Lagarde was visibly angered when Juncker announced that Greece would have until 2022 to meet its debt reduction target of 120 percent of GDP - two years longer than previously stated. This is a breach of the IMF's debt sustainability target of 2020 that was agreed in March when a second bailout of Greece was signed off.
The euro fell as low as 1.2670 against the dollar, its softest since September 7, and was last at 1.2682.
Disappointing data from the eurozone also weighed - German ZEW economic sentiment for November came in at -15.7, below a forecast -9.9, while ZEW economic sentiment for the eurozone for the same month -2.6 was below the expected 0.2.
"This data continues to suggest that deterioration in the core continues while sentiment across the EU as a whole stabilises at a low or even negative base," FastMarkets analyst Jono Remington-Hobbs said.
Concerns that China may extend its tax programme on property, which would dampen demand for base metals from the crucial construction sector, also added to woes.
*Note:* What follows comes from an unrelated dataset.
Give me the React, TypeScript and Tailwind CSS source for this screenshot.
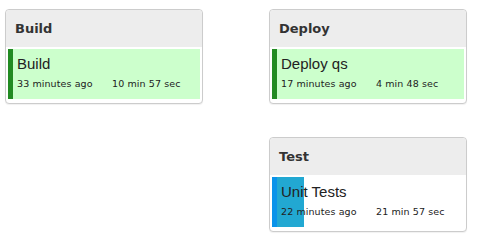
import React from 'react'

type Job = {
  name: string
  ago: string
  took: string
  state: 'ok' | 'running'
  progress?: number
}

type Stage = { title: string; jobs: Job[] }

const build: Stage = { title: 'Build', jobs: [{ name: 'Build', ago: '33 minutes ago', took: '10 min 57 sec', state: 'ok' }] }
const deploy: Stage = { title: 'Deploy', jobs: [{ name: 'Deploy qs', ago: '17 minutes ago', took: '4 min 48 sec', state: 'ok' }] }
const test: Stage = {
  title: 'Test',
  jobs: [{ name: 'Unit Tests', ago: '22 minutes ago', took: '21 min 57 sec', state: 'running', progress: 32 }],
}

function JobRow({ job }: { job: Job }) {
  const ok = job.state === 'ok'
  return (
    <div className={`relative mx-[2px] mt-[2px] mb-[4px] h-[50px] flex ${ok ? 'bg-[#ccffcc]' : 'bg-white'}`}>
      {!ok && (
        <div className="absolute left-0 top-0 bottom-0 flex" style={{ width: `${job.progress}px` }}>
          <div className="w-[5px] bg-[#0a93ea]" />
          <div className="flex-1 bg-[#22a8d2]" />
        </div>
      )}
      <div className={`w-[5px] shrink-0 ${ok ? 'bg-[#228b22]' : ''}`} />
      <div className="relative pl-[4px] pt-[6px] text-[#222]">
        <div className="text-[15px] leading-[18px] font-['Liberation_Sans',Arial,sans-serif] font-light">{job.name}</div>
        <div className="mt-[5px] flex text-[9.5px] leading-[12px] tracking-[0.1px] font-['DejaVu_Sans',Verdana,sans-serif]">
          <span className="w-[95px] shrink-0">{job.ago}</span>
          <span>{job.took}</span>
        </div>
      </div>
    </div>
  )
}

function StageCard({ stage }: { stage: Stage }) {
  return (
    <div className="w-[198px] rounded-[4px] border border-[#cccccc] bg-white shadow-[0_1px_1px_rgba(0,0,0,0.06)]">
      <div className="h-[37px] rounded-t-[4px] bg-[#ededed] pl-[9px] flex items-center text-[13px] font-bold text-[#333] font-['DejaVu_Sans',Verdana,sans-serif]">
        {stage.title}
      </div>
      {stage.jobs.map((j) => (
        <JobRow key={j.name} job={j} />
      ))}
    </div>
  )
}

export default function App() {
  return (
    <div className="w-[492px] h-[250px] bg-white pl-[5px] pt-[9px] flex items-start">
      <StageCard stage={build} />
      <div className="ml-[66px] flex flex-col gap-[33px]">
        <StageCard stage={deploy} />
        <StageCard stage={test} />
      </div>
    </div>
  )
}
But there are some bright spots - reports that China’s State Reserves Bureau (SRB) has tendered to buy 160,000 tonnes of primary aluminium from local smelters had underpinned prices to some extent on Monday.
The reports also suggest the SRB will also tender for more aluminium and perhaps buy 165,000 tonnes of refined copper cathode for state reserves, ANZ noted.
“As the Chinese customs authorities reported at the weekend, aluminium imports in October already exceeded 100,000 tonnes for the third month running. In the past, China has always shown itself to be a good trader, and is likely to have acted opportunistically this time too, taking advantage of the low prices,” Commerzbank added.
ALUMINIUM CANCELLED WARRANTS SOAR, ANTWERP RECEIVES NICKEL
Aluminium at $1,960 was down $8 on the previous day’s close but had some support from Chinese stockpiling. The Dec/Jan spread is still tight at $9.00/10.00 backwardation.
Cancelled warrants were once again higher, up a net 18,500 tonnes at 1,840,025 tonnes - a fresh all-time high. In Detroit, a further 23,725 tonnes were booked for removal, taking the total there to 824,925 tonnes. Inventories, meanwhile, fell 4,175 tonnes to 5,101,625 tonnes.
Copper at $7,595 was $43 lower, while inventories at 254,350 tonnes were 8,850 tonnes higher due to 7,725 tonnes being delivered into New Orleans. Cancelled warrants at 39,200 tonnes were down 350 tonnes.
Zinc dropped $17.75 to $1,915.25. Stocks and cancelled warrants both fell 3,000 tonnes at 1,155,350 tonnes and 559,600 tonnes respectively.
Lead at $2,137.25 was $19.75 lower. In the spreads, tightness in Nov/Dec has increased - it was last in a backwardation of $14.00/19.00 - while Dec/Jan was last at $2.00/3.50 back. Inventories and cancelled warrants both dropped 3,075 tonnes to 327,950 tonnes and 121,825 tonnes respectively.
Nickel at $15,910 was down $145 after stocks rose 3,312 tonnes to 133,104 tonnes, the highest since February 3, 2011, after Antwerp received 3,408 tonnes of material. This is the first time nickel has been stored at this location. Warehouses there have recently received a steady inflow of material - including aluminium, lead and zinc - and queues are starting to build.
Tin fell $175 to $20,200 despite a fall in stocks of 195 tonnes to 11,485 tonnes. Cancelled warrants were 245 tonnes lower due to drawdowns in Johor.
Steel was quoted at $340/345 - inventories were unchanged. In the minor metals, cobalt was offered at $29,000 but not bid and molybdenum was indicated at $23,300/24,500.